The Progressive movement at the turn of the century, for example, was in a way a response to the increasing state economic regulation that was preventing the creation of national markets. To do business on a national scale, you had to buy all of the state legislatures, and the lower you descended, the less likely the politicians were to stay bought.

And does anyone really believe that the southern states would have moved willingly away from slavery and later segregation by law? In addition, the taking of property, whether from zoning or newer environmental “growth management” legislation, is greater at state and local levels than at the national. The great growth of government in the last several decades has been at these levels, not at the federal.

Since the administration of Richard Nixon, there has been an effort to return power to the states. But like the era of the Articles of Confederation, this has meant more government, not less. We now have 50 states competing in a more or less mercantilist struggle for advancement. In my state of Florida, the ex-governor, now Senator Bob Graham, conducted his own foreign policy with Latin America, and legislative committees junket in Asia with the aim of promoting economic development. A growth-management plan initiated in Oregon several years ago was developed by consultants from Florida.

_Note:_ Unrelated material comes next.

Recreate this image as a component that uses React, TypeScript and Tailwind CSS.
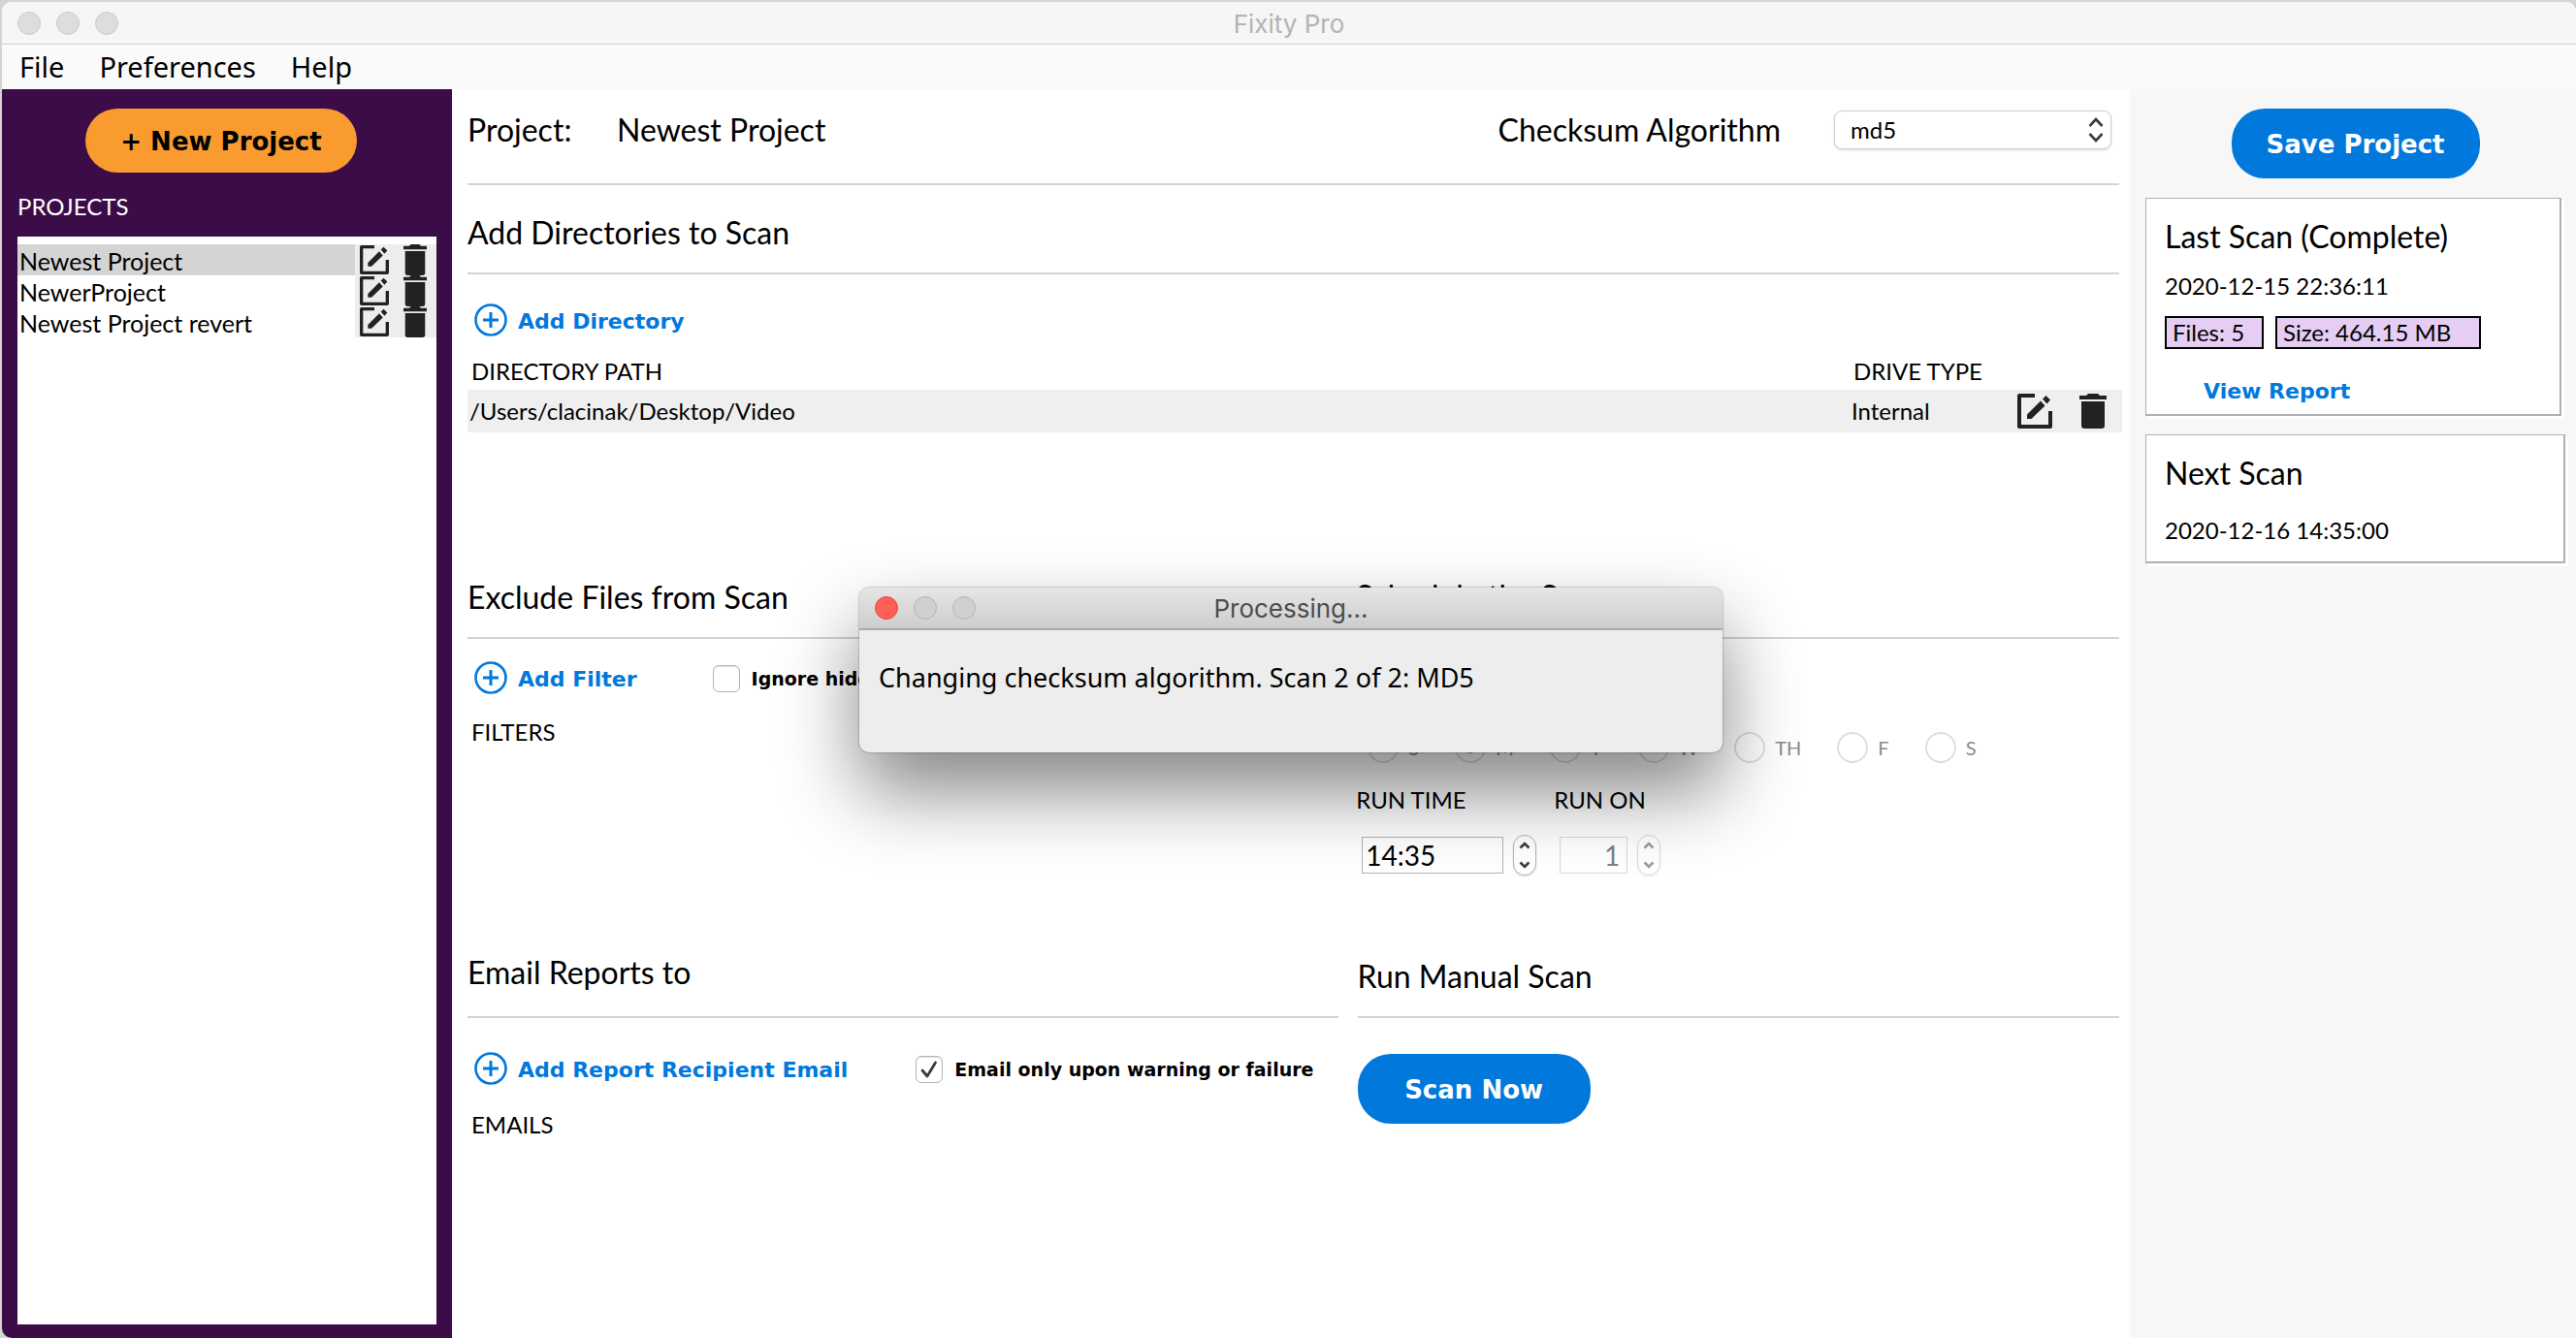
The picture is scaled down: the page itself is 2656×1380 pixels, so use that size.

The threat to human liberty and property rights, especially at the state and local levels, is as great now as it was in the 1780s . The preoccupation of so-called conservatives like Ronald Reagan with asserting the power of the United States in the world, and his circumlocutions of the Congress on a scale to rival previous imperial presidencies, remind us that we still lack something by way of “virtue” or an adequate system of checks and balances. Corruption, in the sense that the Founders used the term (as a whoring after power) is still with us.

Yet it is the Constitution that checks this corruption and keeps the politicians from achieving their nefarious ends. The defense the Constitution provides against their tyranny is sufficient reason to celebrate its Bicentennial.